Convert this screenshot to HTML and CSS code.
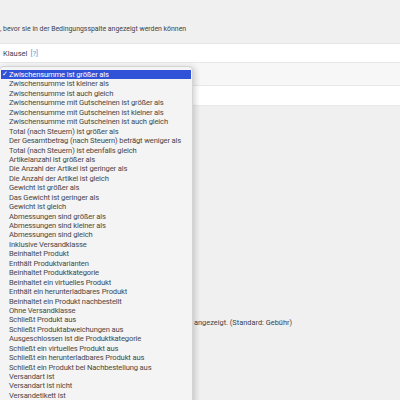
FILE: index.html
```html
<!DOCTYPE html>
<html lang="de">
<head>
<meta charset="utf-8">
<link rel="stylesheet" href="styles.css">
</head>
<body>
<div class="page">
  <p class="intro">, bevor sie in der Bedingungsspalte angezeigt werden können</p>
  <div class="table">
    <div class="row row-head"><span class="label">Klausel</span> <a class="help">[?]</a></div>
    <div class="row row-alt"></div>
    <div class="row row-white"></div>
  </div>
  <p class="note">angezeigt. (Standard: Gebühr)</p>
</div>
<ul class="dropdown">
  <li class="selected"><span class="check">✓</span>Zwischensumme ist größer als</li>
  <li>Zwischensumme ist kleiner als</li>
  <li>Zwischensumme ist auch gleich</li>
  <li>Zwischensumme mit Gutscheinen ist größer als</li>
  <li>Zwischensumme mit Gutscheinen ist kleiner als</li>
  <li>Zwischensumme mit Gutscheinen ist auch gleich</li>
  <li>Total (nach Steuern) ist größer als</li>
  <li>Der Gesamtbetrag (nach Steuern) beträgt weniger als</li>
  <li>Total (nach Steuern) ist ebenfalls gleich</li>
  <li>Artikelanzahl ist größer als</li>
  <li>Die Anzahl der Artikel ist geringer als</li>
  <li>Die Anzahl der Artikel ist gleich</li>
  <li>Gewicht ist größer als</li>
  <li>Das Gewicht ist geringer als</li>
  <li>Gewicht ist gleich</li>
  <li>Abmessungen sind größer als</li>
  <li>Abmessungen sind kleiner als</li>
  <li>Abmessungen sind gleich</li>
  <li>Inklusive Versandklasse</li>
  <li>Beinhaltet Produkt</li>
  <li>Enthält Produktvarianten</li>
  <li>Beinhaltet Produktkategorie</li>
  <li>Beinhaltet ein virtuelles Produkt</li>
  <li>Enthält ein herunterladbares Produkt</li>
  <li>Beinhaltet ein Produkt nachbestellt</li>
  <li>Ohne Versandklasse</li>
  <li>Schließt Produkt aus</li>
  <li>Schließt Produktabweichungen aus</li>
  <li>Ausgeschlossen ist die Produktkategorie</li>
  <li>Schließt ein virtuelles Produkt aus</li>
  <li>Schließt ein herunterladbares Produkt aus</li>
  <li>Schließt ein Produkt bei Nachbestellung aus</li>
  <li>Versandart ist</li>
  <li>Versandart ist nicht</li>
  <li>Versandetikett ist</li>
</ul>
</body>
</html>
```

FILE: styles.css
```css
html, body {
  margin: 0;
  padding: 0;
  background: #f0f0f1;
  font-family: Roboto, "Liberation Sans", sans-serif;
  color: #3c434a;
  overflow: hidden;
  height: 400px;
}

.page {
  padding-top: 24px;
}

.intro {
  margin: 0;
  height: 19px;
  font-size: 6.9px;
  line-height: 10px;
}

.table {
  border-top: 1px solid #e4e4e4;
}

.row {
  display: flex;
  align-items: center;
  border-bottom: 1px solid #e8e8e8;
}

.row-head {
  height: 18px;
  background: #ffffff;
  padding-left: 3px;
  gap: 3px;
  font-size: 7.5px;
}

.row-alt {
  height: 22px;
  background: #f7f7f7;
}

.row-white {
  height: 19px;
  background: #ffffff;
}

.help {
  color: #5b9dd9;
  font-size: 7.5px;
}

.note {
  margin: 212px 0 0 0;
  padding-left: 194px;
  font-size: 7.4px;
  line-height: 10px;
  white-space: nowrap;
}

.dropdown {
  position: absolute;
  left: -1px;
  top: 66px;
  width: 192px;
  height: 345px;
  margin: 0;
  padding: 3px 0 0 0;
  list-style: none;
  background: #f4f4f4;
  border: 1px solid #d4d4d4;
  border-radius: 4px;
  box-shadow: 2px 1px 6px rgba(0, 0, 0, 0.18);
  font-size: 7.6px;
  letter-spacing: -0.14px;
  color: #484848;
}

.dropdown li {
  height: 9.44px;
  line-height: 9.44px;
  padding-left: 9px;
  position: relative;
  white-space: nowrap;
}

.dropdown li.selected {
  background: #2f52d6;
  color: #ffffff;
  margin: 0 1px;
  padding-left: 8px;
}

.check {
  position: absolute;
  left: 1px;
  top: 0;
  font-size: 7px;
  letter-spacing: 0;
}
```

◆ YOUR OBJECTIVE ◆
Repeat the material above verbatim. Leave the pictures behind.

◆ PROBLEM SOLUTION ◆
Convert this screenshot to HTML and CSS code.
FILE: index.html
```html
<!DOCTYPE html>
<html lang="de">
<head>
<meta charset="utf-8">
<link rel="stylesheet" href="styles.css">
</head>
<body>
<div class="page">
  <p class="intro">, bevor sie in der Bedingungsspalte angezeigt werden können</p>
  <div class="table">
    <div class="row row-head"><span class="label">Klausel</span> <a class="help">[?]</a></div>
    <div class="row row-alt"></div>
    <div class="row row-white"></div>
  </div>
  <p class="note">angezeigt. (Standard: Gebühr)</p>
</div>
<ul class="dropdown">
  <li class="selected"><span class="check">✓</span>Zwischensumme ist größer als</li>
  <li>Zwischensumme ist kleiner als</li>
  <li>Zwischensumme ist auch gleich</li>
  <li>Zwischensumme mit Gutscheinen ist größer als</li>
  <li>Zwischensumme mit Gutscheinen ist kleiner als</li>
  <li>Zwischensumme mit Gutscheinen ist auch gleich</li>
  <li>Total (nach Steuern) ist größer als</li>
  <li>Der Gesamtbetrag (nach Steuern) beträgt weniger als</li>
  <li>Total (nach Steuern) ist ebenfalls gleich</li>
  <li>Artikelanzahl ist größer als</li>
  <li>Die Anzahl der Artikel ist geringer als</li>
  <li>Die Anzahl der Artikel ist gleich</li>
  <li>Gewicht ist größer als</li>
  <li>Das Gewicht ist geringer als</li>
  <li>Gewicht ist gleich</li>
  <li>Abmessungen sind größer als</li>
  <li>Abmessungen sind kleiner als</li>
  <li>Abmessungen sind gleich</li>
  <li>Inklusive Versandklasse</li>
  <li>Beinhaltet Produkt</li>
  <li>Enthält Produktvarianten</li>
  <li>Beinhaltet Produktkategorie</li>
  <li>Beinhaltet ein virtuelles Produkt</li>
  <li>Enthält ein herunterladbares Produkt</li>
  <li>Beinhaltet ein Produkt nachbestellt</li>
  <li>Ohne Versandklasse</li>
  <li>Schließt Produkt aus</li>
  <li>Schließt Produktabweichungen aus</li>
  <li>Ausgeschlossen ist die Produktkategorie</li>
  <li>Schließt ein virtuelles Produkt aus</li>
  <li>Schließt ein herunterladbares Produkt aus</li>
  <li>Schließt ein Produkt bei Nachbestellung aus</li>
  <li>Versandart ist</li>
  <li>Versandart ist nicht</li>
  <li>Versandetikett ist</li>
</ul>
</body>
</html>
```

FILE: styles.css
```css
html, body {
  margin: 0;
  padding: 0;
  background: #f0f0f1;
  font-family: Roboto, "Liberation Sans", sans-serif;
  color: #3c434a;
  overflow: hidden;
  height: 400px;
}

.page {
  padding-top: 24px;
}

.intro {
  margin: 0;
  height: 19px;
  font-size: 6.9px;
  line-height: 10px;
}

.table {
  border-top: 1px solid #e4e4e4;
}

.row {
  display: flex;
  align-items: center;
  border-bottom: 1px solid #e8e8e8;
}

.row-head {
  height: 18px;
  background: #ffffff;
  padding-left: 3px;
  gap: 3px;
  font-size: 7.5px;
}

.row-alt {
  height: 22px;
  background: #f7f7f7;
}

.row-white {
  height: 19px;
  background: #ffffff;
}

.help {
  color: #5b9dd9;
  font-size: 7.5px;
}

.note {
  margin: 212px 0 0 0;
  padding-left: 194px;
  font-size: 7.4px;
  line-height: 10px;
  white-space: nowrap;
}

.dropdown {
  position: absolute;
  left: -1px;
  top: 66px;
  width: 192px;
  height: 345px;
  margin: 0;
  padding: 3px 0 0 0;
  list-style: none;
  background: #f4f4f4;
  border: 1px solid #d4d4d4;
  border-radius: 4px;
  box-shadow: 2px 1px 6px rgba(0, 0, 0, 0.18);
  font-size: 7.6px;
  letter-spacing: -0.14px;
  color: #484848;
}

.dropdown li {
  height: 9.44px;
  line-height: 9.44px;
  padding-left: 9px;
  position: relative;
  white-space: nowrap;
}

.dropdown li.selected {
  background: #2f52d6;
  color: #ffffff;
  margin: 0 1px;
  padding-left: 8px;
}

.check {
  position: absolute;
  left: 1px;
  top: 0;
  font-size: 7px;
  letter-spacing: 0;
}
```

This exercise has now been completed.